Troy Dillinger, founder of Save Austin Music, said the new arena, which has already booked a George Strait show in September and a Wilco show in October, will likely provide major competition for other music venues in Austin and for the city itself.

“We have really failed as a business community to encourage this kind of new growth within the city proper,” Dillinger said. “I think that our recent failures with the city choosing not to create a music department, the community’s inability to come together as an industry — those things have conspired to kind of make it fair game.”

Earlier this summer, City Council postponed a vote on the creation of a music department, which would have been a coordinated effort between the city, local artists and venues to focus on the continuing importance of live music for Austin. At last week’s meeting, City Council removed the department from their list of agenda items.

According to a 2001 report commissioned by the city, which looked at the impact of live music on Austin’s economy, more than $616 million in economic activity and almost 11,200 jobs can be attributed to influence of music in the local economy.

Veronica Ruiz, Cedar Park Center spokeswoman, said the arena, which opens next month, will provide capacity for up to 8,700 concert attendees — larger than Stubb’s, which can hold about 2,500, but smaller than the Frank Erwin Center, which has a capacity of 17,000.

Dillinger said mid-sized venues like the new center are virtually absent in Austin, so a lot of shows have been taken outdoors to areas like Waterloo and Zilker parks, which has led to sound ordinance issues.

“If the city would incentivize anybody to build a mid-level venue here, you could do a lot of these shows, that infuriate the neighborhoods, indoors somewhere,” he said. “There are a lot of issues about music outside that would be solved if we had a mid-level concert venue — oh by the way, quality of life and culture and tourism — and blaming the budget for it is the latest pale excuse the city has.”

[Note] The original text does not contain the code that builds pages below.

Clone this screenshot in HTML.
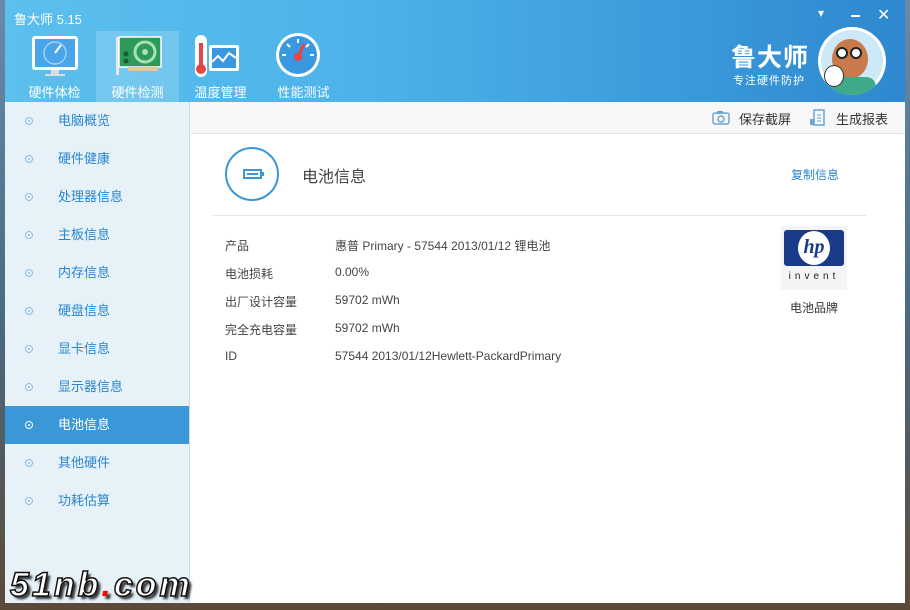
<!DOCTYPE html>
<html><head><meta charset="utf-8"><style>
*{margin:0;padding:0;box-sizing:border-box}
body{width:910px;height:610px;overflow:hidden;font-family:"Liberation Sans","Noto Sans CJK SC",sans-serif;background:linear-gradient(180deg,#6a8ba8 0%,#4a6b86 50%,#5b4a38 100%);position:relative}
.win{position:absolute;left:5px;top:0;width:900px;height:603px;background:#fff;overflow:hidden}
.hdr{position:absolute;left:0;top:0;width:900px;height:102px;background:linear-gradient(90deg,#5cc0ee 0%,#4cb2e8 40%,#3a9ada 75%,#2e88cf 100%)}
.title{position:absolute;left:9px;top:9px;color:#fff;font-size:13px}
.tab{position:absolute;top:31px;width:83px;height:71px;color:#fff;font-size:13px;text-align:center}
.tab .lb{position:absolute;left:0;right:0;top:51px}
.tab.sel{background:rgba(255,255,255,.18)}
.side{position:absolute;left:0;top:102px;width:185px;height:501px;background:#e6f1f8;border-right:1px solid #c7dced}
.it{position:absolute;left:0;width:184px;height:38px;font-size:13px;color:#2a86d0;line-height:38px;white-space:nowrap}
.it .d{position:absolute;left:20px;top:15px;width:8px;height:8px;border:1px solid #8dbde4;border-radius:50%}
.it .d:after{content:"";position:absolute;left:2px;top:2px;width:2px;height:2px;background:#8dbde4;border-radius:50%}
.it span{position:absolute;left:53px}
.it.sel{background:#3a97d8;color:#fff}
.it.sel .d{border-color:#fff}.it.sel .d:after{background:#fff}
.tb{position:absolute;left:186px;top:102px;width:714px;height:32px;background:#f7f7f7;border-bottom:1px solid #e4e4e4;font-size:13px;color:#333;white-space:nowrap}
.main{position:absolute;left:186px;top:134px;width:714px;height:460px;font-size:12px;color:#444;white-space:nowrap}
.row{position:absolute;left:34px;white-space:nowrap}
.row b{font-weight:normal;position:absolute;left:110px}
</style></head><body>
<div class="win">
<div class="hdr">
<div class="title">鲁大师 5.15</div>
<div class="tab" style="left:8px"><svg width="83" height="50"><rect x="19" y="5" width="46" height="34" rx="3" fill="#fff"/><rect x="22" y="8" width="40" height="28" fill="#4aa4ea"/><circle cx="42" cy="22" r="11" fill="none" stroke="#9fd0f5" stroke-width="1.5"/><line x1="42" y1="22" x2="48" y2="14" stroke="#fff" stroke-width="2"/><rect x="38" y="39" width="8" height="4" fill="#ddd"/><rect x="32" y="43" width="20" height="2" fill="#ddd"/></svg><div class="lb">硬件体检</div></div>
<div class="tab sel" style="left:91px"><svg width="83" height="50"><rect x="20" y="6" width="3" height="38" fill="#e8e8e8"/><rect x="23" y="6" width="42" height="30" fill="#2e9a5a" stroke="#fff" stroke-width="1.5"/><circle cx="49" cy="21" r="10" fill="none" stroke="#a9e0b8" stroke-width="3"/><circle cx="49" cy="21" r="3" fill="#a9e0b8"/><circle cx="30" cy="23" r="2.5" fill="#1a5a30"/><circle cx="30" cy="30" r="2.5" fill="#1a5a30"/><rect x="32" y="36" width="30" height="4" fill="#e8c89a"/></svg><div class="lb">硬件检测</div></div>
<div class="tab" style="left:174px"><svg width="83" height="50"><rect x="16" y="4" width="12" height="42" rx="6" fill="#fff"/><rect x="20" y="12" width="4" height="24" fill="#e64545"/><circle cx="22" cy="38" r="5" fill="#e64545"/><rect x="30" y="14" width="30" height="26" rx="2" fill="#fff"/><rect x="33" y="17" width="24" height="20" fill="#3a98e0"/><polyline points="33,31 39,25 44,30 50,22 57,27" fill="none" stroke="#fff" stroke-width="2"/></svg><div class="lb">温度管理</div></div>
<div class="tab" style="left:257px"><svg width="83" height="50"><circle cx="36" cy="24" r="22" fill="#fff"/><circle cx="36" cy="24" r="19" fill="#3a98e0"/><path d="M20 24h4M48 24h4M36 8v4M25 13l3 3M47 13l-3 3" stroke="#fff" stroke-width="2"/><line x1="36" y1="26" x2="42" y2="13" stroke="#f04040" stroke-width="3"/><circle cx="36" cy="26" r="4" fill="#f04040"/></svg><div class="lb">性能测试</div></div>
<div style="position:absolute;left:813px;top:6px;color:#fff;font-size:12px">▾</div>
<div style="position:absolute;left:846px;top:15px;width:9px;height:2px;background:#fff"></div>
<div style="position:absolute;left:872px;top:5px;color:#fff;font-size:16px">✕</div>
<div style="position:absolute;left:726px;top:38px;color:#fff;font-size:25px;font-weight:bold;letter-spacing:1px;white-space:nowrap">鲁大师</div>
<div style="position:absolute;left:728px;top:72px;color:#fff;font-size:11px;letter-spacing:1px;white-space:nowrap">专注硬件防护</div>
<div style="position:absolute;left:813px;top:27px;width:68px;height:68px;border-radius:50%;background:#fff;overflow:hidden"><div style="position:absolute;left:3px;top:3px;width:62px;height:62px;border-radius:50%;background:#cde8f6"></div><div style="position:absolute;left:14px;top:12px;width:36px;height:40px;border-radius:50%;background:#c87a4a"></div><div style="position:absolute;left:10px;top:50px;width:48px;height:20px;background:#3fa98a;border-radius:10px"></div><div style="position:absolute;left:18px;top:20px;width:12px;height:12px;border:2px solid #222;border-radius:50%;background:#fff"></div><div style="position:absolute;left:32px;top:20px;width:12px;height:12px;border:2px solid #222;border-radius:50%;background:#fff"></div><div style="position:absolute;left:6px;top:38px;width:20px;height:22px;border:1px solid #333;border-radius:50%;background:#fff"></div></div>
</div>
<div class="side">
<div class="it" style="top:0"><i class="d"></i><span>电脑概览</span></div>
<div class="it" style="top:38px"><i class="d"></i><span>硬件健康</span></div>
<div class="it" style="top:76px"><i class="d"></i><span>处理器信息</span></div>
<div class="it" style="top:114px"><i class="d"></i><span>主板信息</span></div>
<div class="it" style="top:152px"><i class="d"></i><span>内存信息</span></div>
<div class="it" style="top:190px"><i class="d"></i><span>硬盘信息</span></div>
<div class="it" style="top:228px"><i class="d"></i><span>显卡信息</span></div>
<div class="it" style="top:266px"><i class="d"></i><span>显示器信息</span></div>
<div class="it sel" style="top:304px"><i class="d"></i><span>电池信息</span></div>
<div class="it" style="top:342px"><i class="d"></i><span>其他硬件</span></div>
<div class="it" style="top:380px"><i class="d"></i><span>功耗估算</span></div>
</div>
<div class="tb">
<svg style="position:absolute;left:521px;top:8px" width="18" height="15"><rect x="1" y="3" width="16" height="11" rx="2" fill="none" stroke="#6aa6d6" stroke-width="1.5"/><rect x="5" y="1" width="6" height="3" fill="#6aa6d6"/><circle cx="9" cy="9" r="3" fill="none" stroke="#6aa6d6" stroke-width="1.5"/></svg>
<div style="position:absolute;left:548px;top:7px">保存截屏</div>
<svg style="position:absolute;left:618px;top:7px" width="16" height="17"><rect x="5" y="1" width="10" height="15" fill="none" stroke="#6aa6d6" stroke-width="1.5"/><rect x="1" y="10" width="4" height="6" fill="#6aa6d6"/><path d="M8 6h4M8 9h4M8 12h4" stroke="#6aa6d6"/></svg>
<div style="position:absolute;left:645px;top:7px">生成报表</div>
</div>
<div class="main">
<div style="position:absolute;left:34px;top:13px;width:54px;height:54px;border:2px solid #3a97d8;border-radius:50%"><div style="position:absolute;left:16px;top:20px;width:19px;height:10px;border:2px solid #3a97d8;background:#fff"></div><div style="position:absolute;left:20px;top:24px;width:11px;height:2px;background:#3a97d8"></div><div style="position:absolute;left:35px;top:23px;width:2px;height:4px;background:#3a97d8"></div></div>
<div style="position:absolute;left:111px;top:29px;font-size:16px;color:#444">电池信息</div>
<div style="position:absolute;left:600px;top:32px;font-size:12px;color:#2a86d0">复制信息</div>
<div style="position:absolute;left:22px;top:81px;width:653px;height:1px;background:#e6e6e6"></div>
<div class="row" style="top:103px">产品<b>惠普 Primary - 57544 2013/01/12 锂电池</b></div>
<div class="row" style="top:131px">电池损耗<b>0.00%</b></div>
<div class="row" style="top:159px">出厂设计容量<b>59702 mWh</b></div>
<div class="row" style="top:187px">完全充电容量<b>59702 mWh</b></div>
<div class="row" style="top:215px">ID<b>57544 2013/01/12Hewlett-PackardPrimary</b></div>
<div style="position:absolute;left:590px;top:92px;width:66px;height:64px;background:#f4f4f4"><div style="position:absolute;left:3px;top:4px;width:60px;height:36px;background:#1a3a8a;border-radius:3px"></div><div style="position:absolute;left:17px;top:5px;width:32px;height:34px;border-radius:50%;background:#fff;color:#1a3a8a;font:italic bold 20px 'Liberation Serif',serif;text-align:center;line-height:32px">hp</div><div style="position:absolute;left:0;right:0;top:45px;text-align:center;font-size:10px;letter-spacing:4px;color:#222">invent</div></div>
<div style="position:absolute;left:599px;top:165px;font-size:12px;color:#333">电池品牌</div>
</div>
<div style="position:absolute;left:5px;top:566px;font:italic 900 34px 'Liberation Sans',sans-serif;color:#fff;-webkit-text-stroke:1.5px #111;text-shadow:3px 3px 2px #333;white-space:nowrap;letter-spacing:3px">51nb<span style="color:#f00;-webkit-text-stroke:0">.</span>com</div>
</div>
</body></html>
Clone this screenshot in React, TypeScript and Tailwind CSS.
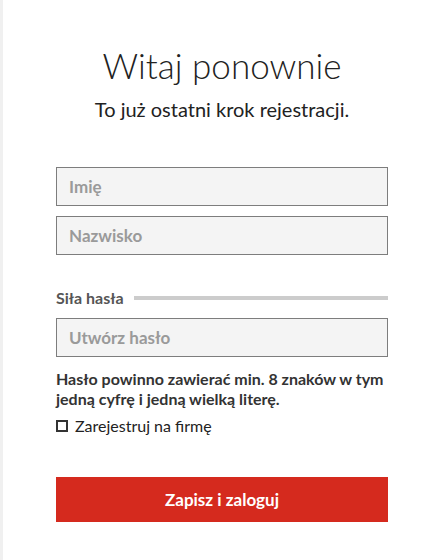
export default function App() {
  return (
    <div className="flex min-h-[560px] w-[437px] bg-white" style={{ fontFamily: 'Lato, "Open Sans", sans-serif' }}>
      <div className="w-[3px] shrink-0 bg-[#f0f0f0]" />
      <div className="ml-[53px] w-[332px] pt-[43px]">
        <h1 className="text-center text-[35px] font-light leading-[44px] text-[#222]">Witaj ponownie</h1>
        <p className="mt-[10px] text-center text-[20px] leading-[24px] text-[#222]">
          To już ostatni krok rejestracji.
        </p>

        <div className="mt-[46px] flex flex-col gap-[10px]">
          <input
            placeholder="Imię"
            className="h-[39px] w-full border border-[#7d7d7d] bg-[#f4f4f4] px-3 text-[17px] font-bold text-[#333] outline-none placeholder:text-[#9a9a9a]"
          />
          <input
            placeholder="Nazwisko"
            className="h-[39px] w-full border border-[#7d7d7d] bg-[#f4f4f4] px-3 text-[17px] font-bold text-[#333] outline-none placeholder:text-[#9a9a9a]"
          />
        </div>

        <div className="mt-[31px] flex h-[24px] items-center gap-[10px]">
          <span className="text-[16px] font-bold text-[#555]">Siła hasła</span>
          <div className="h-[4px] flex-1 bg-[#cccccc]" />
        </div>

        <input
          placeholder="Utwórz hasło"
          type="password"
          className="mt-[8px] h-[39px] w-full border border-[#7d7d7d] bg-[#f4f4f4] px-3 text-[17px] font-bold text-[#333] outline-none placeholder:text-[#9a9a9a]"
        />

        <p className="mt-[12px] text-[16px] font-bold leading-[20px] text-[#333]">
          Hasło powinno zawierać min. 8 znaków w tym jedną cyfrę i jedną wielką literę.
        </p>

        <label className="mt-[5px] flex items-center gap-[7px] text-[16px] text-[#222]">
          <span className="h-[12px] w-[12px] border-2 border-[#333] bg-white" />
          Zarejestruj na firmę
        </label>

        <button className="mt-[39px] h-[45px] w-full bg-[#d52a1e] text-[17px] font-bold text-white">
          Zapisz i zaloguj
        </button>
      </div>
    </div>
  );
}
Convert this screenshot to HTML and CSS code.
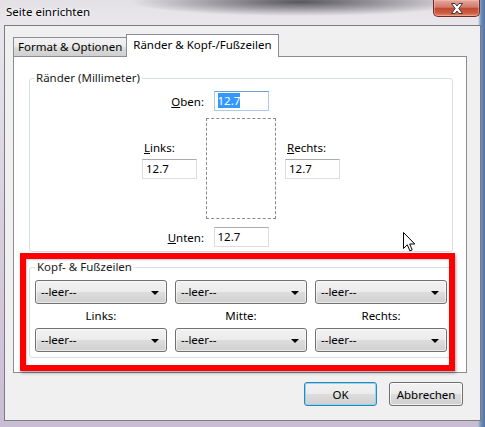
FILE: index.html
```html
<!DOCTYPE html>
<html lang="de">
<head>
    <meta charset="UTF-8">
    <meta name="viewport" content="width=device-width, initial-scale=1.0">
    <title>Seite einrichten</title>
    <link rel="stylesheet" href="styles.css">
</head>
<body>

<div class="window">
    <div class="titlebar">
        <span class="title">Seite einrichten</span>
        <button class="close-btn" title="Schließen">
            <svg width="14" height="11" viewBox="0 0 14 11">
                <path d="M1.5 0.5 H5 L7 3 L9 0.5 H12.5 L8.8 5.5 L12.5 10.5 H9 L7 8 L5 10.5 H1.5 L5.2 5.5 Z" fill="#ffffff" stroke="#3b3b3b" stroke-width="1" stroke-linejoin="round"/>
            </svg>
        </button>
    </div>

    <div class="client">
        <div class="tabs">
            <div class="tab">Format &amp; Optionen</div>
            <div class="tab active">Ränder &amp; Kopf-/Fußzeilen</div>
        </div>

        <div class="panel">
            <fieldset class="group margins">
                <legend>Ränder (Millimeter)</legend>
                <div class="margin-grid">
                    <label class="side-label top-label"><u>O</u>ben:</label>
                    <div class="textbox focused top-box"><span class="selected">12.7</span></div>

                    <div class="side left-side">
                        <label><u>L</u>inks:</label>
                        <div class="textbox">12.7</div>
                    </div>
                    <div class="page-preview"></div>
                    <div class="side right-side">
                        <label><u>R</u>echts:</label>
                        <div class="textbox">12.7</div>
                    </div>

                    <label class="side-label bottom-label"><u>U</u>nten:</label>
                    <div class="textbox bottom-box">12.7</div>
                </div>
            </fieldset>

            <fieldset class="group headers">
                <legend>Kopf- &amp; Fußzeilen</legend>
                <div class="header-grid">
                    <div class="combo">--leer--</div>
                    <div class="combo">--leer--</div>
                    <div class="combo">--leer--</div>
                    <div class="col-label">Links:</div>
                    <div class="col-label">Mitte:</div>
                    <div class="col-label">Rechts:</div>
                    <div class="combo">--leer--</div>
                    <div class="combo">--leer--</div>
                    <div class="combo">--leer--</div>
                </div>
            </fieldset>

            <!-- red annotation frame drawn over the dialog -->
            <div class="highlight"></div>

            <svg class="cursor" width="13" height="20" viewBox="0 0 13 20">
                <path d="M0.5 0.5 V16.5 L4.3 12.8 L6.9 18.9 L9.2 17.9 L6.7 12 H11.8 Z" fill="#ffffff" stroke="#000000" stroke-width="1" stroke-linejoin="miter"/>
            </svg>
        </div>

        <div class="actions">
            <button class="btn default">OK</button>
            <button class="btn">Abbrechen</button>
        </div>
    </div>
</div>

</body>
</html>
```

FILE: styles.css
```css
body {
    margin: 0;
    font-family: "Noto Sans", "Liberation Sans", sans-serif;
    font-size: 11.5px;
    color: #000;
}
.window {
    width: 485px;
    height: 427px;
    overflow: hidden;
    background:
        radial-gradient(ellipse 170px 14px at 300px 2px, rgba(40, 40, 45, 0.75), rgba(40, 40, 45, 0) 100%),
        linear-gradient(to right, rgba(0, 0, 0, 0) 478px, #6f8fb8 481px, #4f74a6 485px),
        linear-gradient(to bottom, #e3e0e6 0px, #e9e6ec 25px, #d9d1df 200px, #c9bdd3 427px);
}
.titlebar {
    height: 25px;
    display: flex;
    justify-content: space-between;
    align-items: flex-start;
}
.title {
    margin: 4px 0 0 6px;
    line-height: 16px;
    font-size: 11.5px;
    text-shadow: 0 0 6px #fff, 0 0 3px #fff;
}
.close-btn {
    width: 47px;
    height: 17px;
    margin-right: 5px;
    padding: 0;
    border: 1px solid #6b2d27;
    border-top: none;
    border-radius: 0 0 5px 5px;
    background: linear-gradient(to bottom, #e6a79c 0%, #d27a6a 45%, #c04a34 52%, #cf5a3e 80%, #e08a66 100%);
    box-shadow: inset 0 0 0 1px rgba(255, 200, 190, 0.45);
    display: flex;
    align-items: center;
    justify-content: center;
}
.close-btn svg {
    display: block;
}
.client {
    margin: 0 4px;
    height: 396px;
    box-sizing: border-box;
    border: 1px solid #7b7b80;
    background: #f0f0f0;
    padding-top: 8px;
}
.tabs {
    display: flex;
    align-items: flex-end;
    padding-left: 8px;
    height: 22px;
}
.tab {
    height: 19px;
    box-sizing: border-box;
    padding: 0 4px;
    line-height: 18px;
    border: 1px solid #898c95;
    border-bottom: none;
    background: linear-gradient(to bottom, #f2f2f2 0%, #ebebeb 50%, #dddddd 51%, #cfcfcf 100%);
}
.tab.active {
    height: 23px;
    margin-bottom: -1px;
    margin-left: -1px;
    padding: 0 6px;
    line-height: 19px;
    background: #fff;
    position: relative;
    z-index: 1;
}
.panel {
    position: relative;
    margin: 0 13px 0 8px;
    border: 1px solid #898c95;
    background: #fff;
    padding: 13px 13px 14px 15px;
}
.group {
    margin: 0;
    border: 1px solid #d5dfe5;
    border-radius: 3px;
    padding: 5px 4px 4px 4px;
}
.group legend {
    padding: 0 2px;
    line-height: 16px;
    color: #1a1a1a;
}
.margin-grid {
    display: grid;
    grid-template-columns: 1fr 70px 1fr;
}
.side-label {
    grid-column: 1;
    justify-self: end;
    align-self: center;
    margin-right: 2px;
}
.top-label, .top-box {
    grid-row: 1;
}
.bottom-label, .bottom-box {
    grid-row: 3;
    margin-top: 8px;
}
.top-box, .bottom-box {
    grid-column: 2;
    justify-self: center;
}
.page-preview {
    grid-column: 2;
    grid-row: 2;
    margin-top: 7px;
    height: 101px;
    box-sizing: border-box;
    border: 1px dashed #8a8a8a;
}
.side {
    grid-row: 2;
    display: flex;
    flex-direction: column;
    margin-top: 29px;
}
.side label {
    line-height: 16px;
    padding-left: 2px;
    margin-bottom: 3px;
}
.left-side {
    grid-column: 1;
    justify-self: end;
    margin-right: 9px;
}
.right-side {
    grid-column: 3;
    justify-self: start;
    margin-left: 9px;
}
.textbox {
    width: 55px;
    height: 20px;
    box-sizing: border-box;
    border: 1px solid #dadde3;
    border-top-color: #abadb3;
    padding: 0 3px;
    line-height: 18px;
    background: #fff;
}
.textbox.focused {
    border-color: #a9cbe9;
    border-top-color: #6f9fd0;
}
.selected {
    background: #3399ff;
    color: #fff;
}
.headers {
    margin-top: 7px;
    padding: 5px;
}
.header-grid {
    display: grid;
    grid-template-columns: repeat(3, 132px);
    column-gap: 8px;
}
.combo {
    position: relative;
    height: 24px;
    box-sizing: border-box;
    border: 1px solid #707070;
    border-radius: 3px;
    padding-left: 5px;
    line-height: 21px;
    background: linear-gradient(to bottom, #f2f2f2 0%, #ebebeb 50%, #dddddd 51%, #cfcfcf 100%);
    box-shadow: inset 0 0 0 1px rgba(255, 255, 255, 0.6);
}
.combo::after {
    content: "";
    position: absolute;
    right: 7px;
    top: 10px;
    border-left: 4px solid transparent;
    border-right: 4px solid transparent;
    border-top: 4px solid #000;
}
.col-label {
    text-align: center;
    line-height: 24px;
}
.highlight {
    position: absolute;
    left: 6px;
    top: 196px;
    width: 435px;
    height: 118px;
    box-sizing: border-box;
    border: 6px solid #ff0000;
    box-shadow: 1px 2px 3px rgba(0, 0, 0, 0.35), inset 1px 1px 2px rgba(0, 0, 0, 0.2);
    pointer-events: none;
}
.cursor {
    position: absolute;
    left: 389px;
    top: 175px;
}
.actions {
    display: flex;
    justify-content: flex-end;
    gap: 12px;
    margin: 9px 17px 0 0;
}
.btn {
    width: 74px;
    height: 24px;
    font-family: inherit;
    font-size: 11.5px;
    color: #000;
    border: 1px solid #707070;
    border-radius: 3px;
    background: linear-gradient(to bottom, #f2f2f2 0%, #ebebeb 50%, #dddddd 51%, #cfcfcf 100%);
    box-shadow: inset 0 0 0 1px rgba(255, 255, 255, 0.7);
    padding: 0;
}
.btn.default {
    width: 73px;
    border-color: #3c7fb1;
    box-shadow: inset 0 0 0 1px #7fdcf8;
}
```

Ruiz said she knows a lot of acts bypass Austin.

“We do know they skip Austin a lot of times because there’s not a venue with a capacity of 8,700,” she said. “The center is only about a 20-minute drive now with the tollways, so we’re going to be able to track more concerts this way for people in Austin to enjoy.”

John Graham, Frank Erwin Center associate athletic director, said the Erwin Center is used to competing heavily for major acts.

“The competition we have is a little larger than just the Austin area,” Graham said. “If a band goes out and is only going to play 50 places, then we’re in competition with Miami as well as Dallas, Houston and San Antonio. There are only so many shows that any act would play, and we’re clearly going after any show out there, and we want all those acts to be able to come here if possible.”